# [DESCRIPTION OF THE TASK]
Repeat the data below exactly, dropping any pictures it holds.

# [RAW RECORDS]
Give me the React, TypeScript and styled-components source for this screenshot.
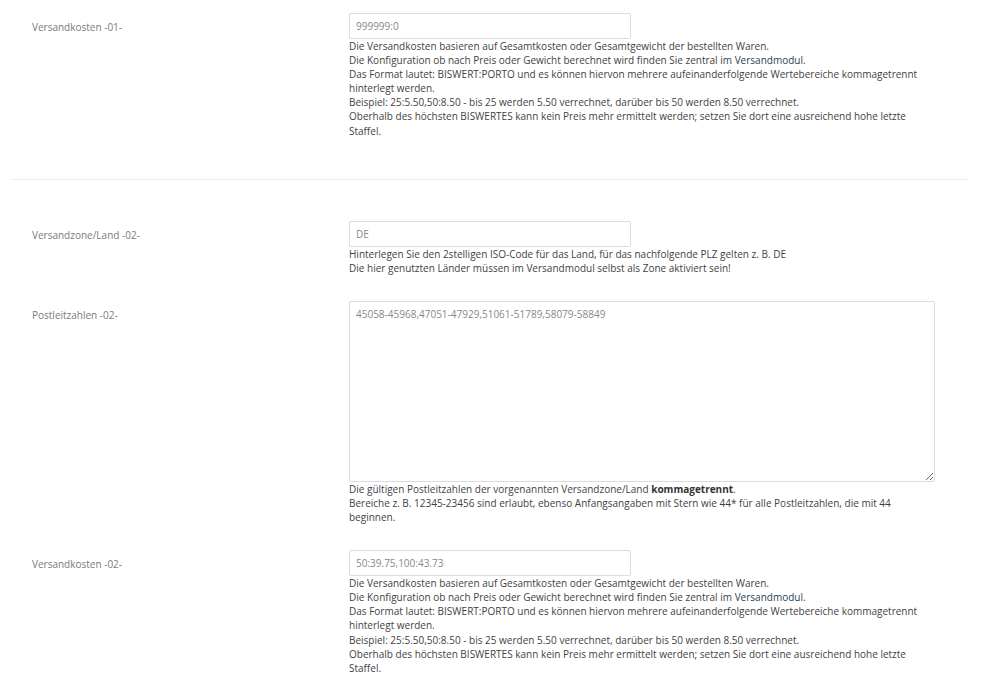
import * as React from 'react';
import styled, { createGlobalStyle } from 'styled-components';

const GlobalStyle = createGlobalStyle`
  html, body {
    margin: 0;
    padding: 0;
    background: #fff;
  }
  body {
    font-family: 'Open Sans', 'Noto Sans', sans-serif;
    color: #444;
  }
`;

const Page = styled.div`
  width: 1000px;
  padding: 0 32px 0 12px;
  box-sizing: border-box;
`;

const Section = styled.div<{ $top: number; $bottom: number }>`
  display: flex;
  flex-direction: column;
  gap: 26px;
  padding: ${p => p.$top}px 0 ${p => p.$bottom}px;
`;

const Divider = styled.hr`
  margin: 0;
  border: 0;
  border-top: 1px solid #ececec;
`;

const Row = styled.div`
  display: grid;
  grid-template-columns: 337px 586px;
  align-items: start;
`;

const Label = styled.div`
  padding: 7px 0 0 20px;
  font-size: 10px;
  line-height: 14px;
  color: #7a7a7a;
`;

const Field = styled.div`
  display: flex;
  flex-direction: column;
`;

const Input = styled.input`
  width: 282px;
  height: 26px;
  box-sizing: border-box;
  border: 1px solid #dcdcdc;
  border-radius: 2px;
  padding: 0 6px;
  font-family: inherit;
  font-size: 10px;
  color: #888;
  background: #fff;
  outline: none;
`;

const TextArea = styled.textarea`
  width: 586px;
  height: 181px;
  box-sizing: border-box;
  border: 1px solid #dcdcdc;
  border-radius: 2px;
  padding: 5px 6px;
  font-family: inherit;
  font-size: 10px;
  line-height: 14px;
  color: #888;
  background: #fff;
  outline: none;
  resize: vertical;
  display: block;
`;

const Help = styled.div`
  width: 586px;
  font-size: 10px;
  line-height: 14.1px;
  color: #3f3f3f;

  a {
    color: #1f3f4f;
    text-decoration: none;
  }
  b {
    font-weight: 700;
    color: #333;
  }
`;

function KostenHelp() {
  return (
    <Help>
      Die Versandkosten basieren auf Gesamtkosten oder Gesamtgewicht der bestellten Waren.
      <br />
      Die Konfiguration ob nach Preis oder Gewicht berechnet wird finden Sie zentral im{' '}
      <a href="#">Versandmodul</a>.
      <br />
      Das Format lautet: BISWERT:PORTO und es können hiervon mehrere aufeinanderfolgende
      Wertebereiche kommagetrennt hinterlegt werden.
      <br />
      Beispiel: 25:5.50,50:8.50 - bis 25 werden 5.50 verrechnet, darüber bis 50 werden 8.50
      verrechnet.
      <br />
      Oberhalb des höchsten BISWERTES kann kein Preis mehr ermittelt werden; setzen Sie dort eine
      ausreichend hohe letzte Staffel.
    </Help>
  );
}

export default function App() {
  return (
    <Page>
      <GlobalStyle />
      <Section $top={13} $bottom={41}>
        <Row>
          <Label>Versandkosten -01-</Label>
          <Field>
            <Input defaultValue="999999:0" />
            <KostenHelp />
          </Field>
        </Row>
      </Section>
      <Divider />
      <Section $top={41} $bottom={20}>
        <Row>
          <Label>Versandzone/Land -02-</Label>
          <Field>
            <Input defaultValue="DE" />
            <Help>
              Hinterlegen Sie den 2stelligen ISO-Code für das Land, für das nachfolgende PLZ gelten
              z. B. DE
              <br />
              Die hier genutzten Länder müssen im Versandmodul selbst als Zone aktiviert sein!
            </Help>
          </Field>
        </Row>
        <Row>
          <Label>Postleitzahlen -02-</Label>
          <Field>
            <TextArea defaultValue="45058-45968,47051-47929,51061-51789,58079-58849" />
            <Help>
              Die gültigen Postleitzahlen der vorgenannten Versandzone/Land <b>kommagetrennt</b>.
              <br />
              Bereiche z. B. 12345-23456 sind erlaubt, ebenso Anfangsangaben mit Stern wie 44* für
              alle Postleitzahlen, die mit 44 beginnen.
            </Help>
          </Field>
        </Row>
        <Row>
          <Label>Versandkosten -02-</Label>
          <Field>
            <Input defaultValue="50:39.75,100:43.73" />
            <KostenHelp />
          </Field>
        </Row>
      </Section>
    </Page>
  );
}
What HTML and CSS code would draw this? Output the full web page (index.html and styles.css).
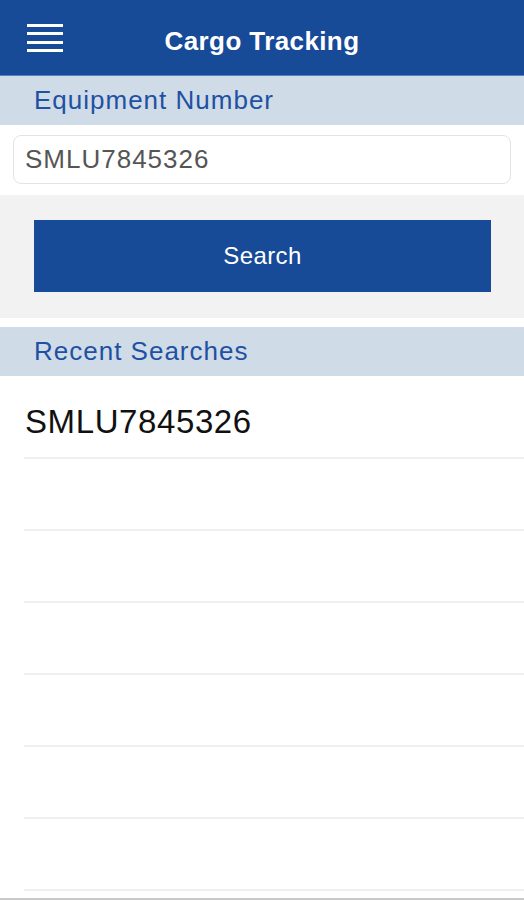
FILE: index.html
```html
<!DOCTYPE html>
<html lang="en">
<head>
  <meta charset="UTF-8">
  <meta name="viewport" content="width=device-width, initial-scale=1">
  <title>Cargo Tracking</title>
  <link rel="stylesheet" href="styles.css">
</head>
<body>
  <header class="topbar">
    <button class="menu-btn" aria-label="Menu">
      <svg width="36" height="28" viewBox="0 0 36 28">
        <rect x="0" y="0" width="36" height="3" fill="#fff"/>
        <rect x="0" y="8" width="36" height="3" fill="#fff"/>
        <rect x="0" y="17" width="36" height="3" fill="#fff"/>
        <rect x="0" y="25" width="36" height="3" fill="#fff"/>
      </svg>
    </button>
    <h1>Cargo Tracking</h1>
  </header>

  <div class="section-title">Equipment Number</div>
  <div class="input-wrap">
    <input type="text" id="equipment" value="SMLU7845326">
  </div>
  <div class="search-area">
    <button class="search-btn">Search</button>
  </div>

  <div class="section-title recent-title">Recent Searches</div>
  <ul class="recent">
    <li>SMLU7845326</li>
    <li></li>
    <li></li>
    <li></li>
    <li></li>
    <li></li>
    <li></li>
  </ul>
</body>
</html>
```

FILE: styles.css
```css
body { margin: 0; font-family: "Liberation Sans", Arial, sans-serif; background: #fff; color: #111; height: 900px; overflow: hidden; border-bottom: 2px solid #c9c9c9; box-sizing: border-box; }
.topbar { height: 76px; background: #174a97; display: flex; align-items: center; justify-content: center; position: relative; border-bottom: 1px solid #5a7fb8; box-sizing: border-box; padding-top: 7px; }
.topbar h1 { margin: 0; color: #fff; font-size: 26px; font-weight: bold; letter-spacing: 0.4px; }
.menu-btn { position: absolute; left: 27px; top: 24px; background: none; border: none; padding: 0; display: block; }
.menu-btn svg { display: block; }
.section-title { height: 49px; background: #cfdbe7; color: #1f51a3; font-size: 26px; letter-spacing: 1px; padding-left: 34px; display: flex; align-items: center; }
.input-wrap { background: #fff; padding: 10px 13px 11px 13px; height: 70px; box-sizing: border-box; }
.input-wrap input { width: 100%; height: 49px; box-sizing: border-box; border: 1px solid #e3e3e3; border-radius: 8px; padding: 0 11px; font-family: inherit; font-size: 26px; letter-spacing: 1px; color: #555; outline: none; }
.search-area { background: #f2f2f2; height: 123px; padding: 25px 33px 0 34px; box-sizing: border-box; }
.search-btn { width: 100%; height: 72px; background: #174a97; color: #fff; border: none; font-family: inherit; font-size: 24px; letter-spacing: 0.4px; display: block; }
.recent-title { margin-top: 9px; }
.recent { list-style: none; margin: 0; padding: 0 0 0 24px; }
.recent li { height: 72px; box-sizing: border-box; border-bottom: 2px solid #efefef; font-size: 33px; letter-spacing: 0.6px; display: flex; align-items: center; padding-left: 1px; }
.recent li:first-child { height: 83px; padding-top: 10px; }
```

# [RESULT OF THIS TASK]
Give me the React, TypeScript and styled-components source for this screenshot.
import * as React from 'react';
import styled, { createGlobalStyle } from 'styled-components';

const GlobalStyle = createGlobalStyle`
  html, body {
    margin: 0;
    padding: 0;
    background: #fff;
  }
  body {
    font-family: 'Open Sans', 'Noto Sans', sans-serif;
    color: #444;
  }
`;

const Page = styled.div`
  width: 1000px;
  padding: 0 32px 0 12px;
  box-sizing: border-box;
`;

const Section = styled.div<{ $top: number; $bottom: number }>`
  display: flex;
  flex-direction: column;
  gap: 26px;
  padding: ${p => p.$top}px 0 ${p => p.$bottom}px;
`;

const Divider = styled.hr`
  margin: 0;
  border: 0;
  border-top: 1px solid #ececec;
`;

const Row = styled.div`
  display: grid;
  grid-template-columns: 337px 586px;
  align-items: start;
`;

const Label = styled.div`
  padding: 7px 0 0 20px;
  font-size: 10px;
  line-height: 14px;
  color: #7a7a7a;
`;

const Field = styled.div`
  display: flex;
  flex-direction: column;
`;

const Input = styled.input`
  width: 282px;
  height: 26px;
  box-sizing: border-box;
  border: 1px solid #dcdcdc;
  border-radius: 2px;
  padding: 0 6px;
  font-family: inherit;
  font-size: 10px;
  color: #888;
  background: #fff;
  outline: none;
`;

const TextArea = styled.textarea`
  width: 586px;
  height: 181px;
  box-sizing: border-box;
  border: 1px solid #dcdcdc;
  border-radius: 2px;
  padding: 5px 6px;
  font-family: inherit;
  font-size: 10px;
  line-height: 14px;
  color: #888;
  background: #fff;
  outline: none;
  resize: vertical;
  display: block;
`;

const Help = styled.div`
  width: 586px;
  font-size: 10px;
  line-height: 14.1px;
  color: #3f3f3f;

  a {
    color: #1f3f4f;
    text-decoration: none;
  }
  b {
    font-weight: 700;
    color: #333;
  }
`;

function KostenHelp() {
  return (
    <Help>
      Die Versandkosten basieren auf Gesamtkosten oder Gesamtgewicht der bestellten Waren.
      <br />
      Die Konfiguration ob nach Preis oder Gewicht berechnet wird finden Sie zentral im{' '}
      <a href="#">Versandmodul</a>.
      <br />
      Das Format lautet: BISWERT:PORTO und es können hiervon mehrere aufeinanderfolgende
      Wertebereiche kommagetrennt hinterlegt werden.
      <br />
      Beispiel: 25:5.50,50:8.50 - bis 25 werden 5.50 verrechnet, darüber bis 50 werden 8.50
      verrechnet.
      <br />
      Oberhalb des höchsten BISWERTES kann kein Preis mehr ermittelt werden; setzen Sie dort eine
      ausreichend hohe letzte Staffel.
    </Help>
  );
}

export default function App() {
  return (
    <Page>
      <GlobalStyle />
      <Section $top={13} $bottom={41}>
        <Row>
          <Label>Versandkosten -01-</Label>
          <Field>
            <Input defaultValue="999999:0" />
            <KostenHelp />
          </Field>
        </Row>
      </Section>
      <Divider />
      <Section $top={41} $bottom={20}>
        <Row>
          <Label>Versandzone/Land -02-</Label>
          <Field>
            <Input defaultValue="DE" />
            <Help>
              Hinterlegen Sie den 2stelligen ISO-Code für das Land, für das nachfolgende PLZ gelten
              z. B. DE
              <br />
              Die hier genutzten Länder müssen im Versandmodul selbst als Zone aktiviert sein!
            </Help>
          </Field>
        </Row>
        <Row>
          <Label>Postleitzahlen -02-</Label>
          <Field>
            <TextArea defaultValue="45058-45968,47051-47929,51061-51789,58079-58849" />
            <Help>
              Die gültigen Postleitzahlen der vorgenannten Versandzone/Land <b>kommagetrennt</b>.
              <br />
              Bereiche z. B. 12345-23456 sind erlaubt, ebenso Anfangsangaben mit Stern wie 44* für
              alle Postleitzahlen, die mit 44 beginnen.
            </Help>
          </Field>
        </Row>
        <Row>
          <Label>Versandkosten -02-</Label>
          <Field>
            <Input defaultValue="50:39.75,100:43.73" />
            <KostenHelp />
          </Field>
        </Row>
      </Section>
    </Page>
  );
}
What HTML and CSS code would draw this? Output the full web page (index.html and styles.css).
FILE: index.html
```html
<!DOCTYPE html>
<html lang="en">
<head>
  <meta charset="UTF-8">
  <meta name="viewport" content="width=device-width, initial-scale=1">
  <title>Cargo Tracking</title>
  <link rel="stylesheet" href="styles.css">
</head>
<body>
  <header class="topbar">
    <button class="menu-btn" aria-label="Menu">
      <svg width="36" height="28" viewBox="0 0 36 28">
        <rect x="0" y="0" width="36" height="3" fill="#fff"/>
        <rect x="0" y="8" width="36" height="3" fill="#fff"/>
        <rect x="0" y="17" width="36" height="3" fill="#fff"/>
        <rect x="0" y="25" width="36" height="3" fill="#fff"/>
      </svg>
    </button>
    <h1>Cargo Tracking</h1>
  </header>

  <div class="section-title">Equipment Number</div>
  <div class="input-wrap">
    <input type="text" id="equipment" value="SMLU7845326">
  </div>
  <div class="search-area">
    <button class="search-btn">Search</button>
  </div>

  <div class="section-title recent-title">Recent Searches</div>
  <ul class="recent">
    <li>SMLU7845326</li>
    <li></li>
    <li></li>
    <li></li>
    <li></li>
    <li></li>
    <li></li>
  </ul>
</body>
</html>
```

FILE: styles.css
```css
body { margin: 0; font-family: "Liberation Sans", Arial, sans-serif; background: #fff; color: #111; height: 900px; overflow: hidden; border-bottom: 2px solid #c9c9c9; box-sizing: border-box; }
.topbar { height: 76px; background: #174a97; display: flex; align-items: center; justify-content: center; position: relative; border-bottom: 1px solid #5a7fb8; box-sizing: border-box; padding-top: 7px; }
.topbar h1 { margin: 0; color: #fff; font-size: 26px; font-weight: bold; letter-spacing: 0.4px; }
.menu-btn { position: absolute; left: 27px; top: 24px; background: none; border: none; padding: 0; display: block; }
.menu-btn svg { display: block; }
.section-title { height: 49px; background: #cfdbe7; color: #1f51a3; font-size: 26px; letter-spacing: 1px; padding-left: 34px; display: flex; align-items: center; }
.input-wrap { background: #fff; padding: 10px 13px 11px 13px; height: 70px; box-sizing: border-box; }
.input-wrap input { width: 100%; height: 49px; box-sizing: border-box; border: 1px solid #e3e3e3; border-radius: 8px; padding: 0 11px; font-family: inherit; font-size: 26px; letter-spacing: 1px; color: #555; outline: none; }
.search-area { background: #f2f2f2; height: 123px; padding: 25px 33px 0 34px; box-sizing: border-box; }
.search-btn { width: 100%; height: 72px; background: #174a97; color: #fff; border: none; font-family: inherit; font-size: 24px; letter-spacing: 0.4px; display: block; }
.recent-title { margin-top: 9px; }
.recent { list-style: none; margin: 0; padding: 0 0 0 24px; }
.recent li { height: 72px; box-sizing: border-box; border-bottom: 2px solid #efefef; font-size: 33px; letter-spacing: 0.6px; display: flex; align-items: center; padding-left: 1px; }
.recent li:first-child { height: 83px; padding-top: 10px; }
```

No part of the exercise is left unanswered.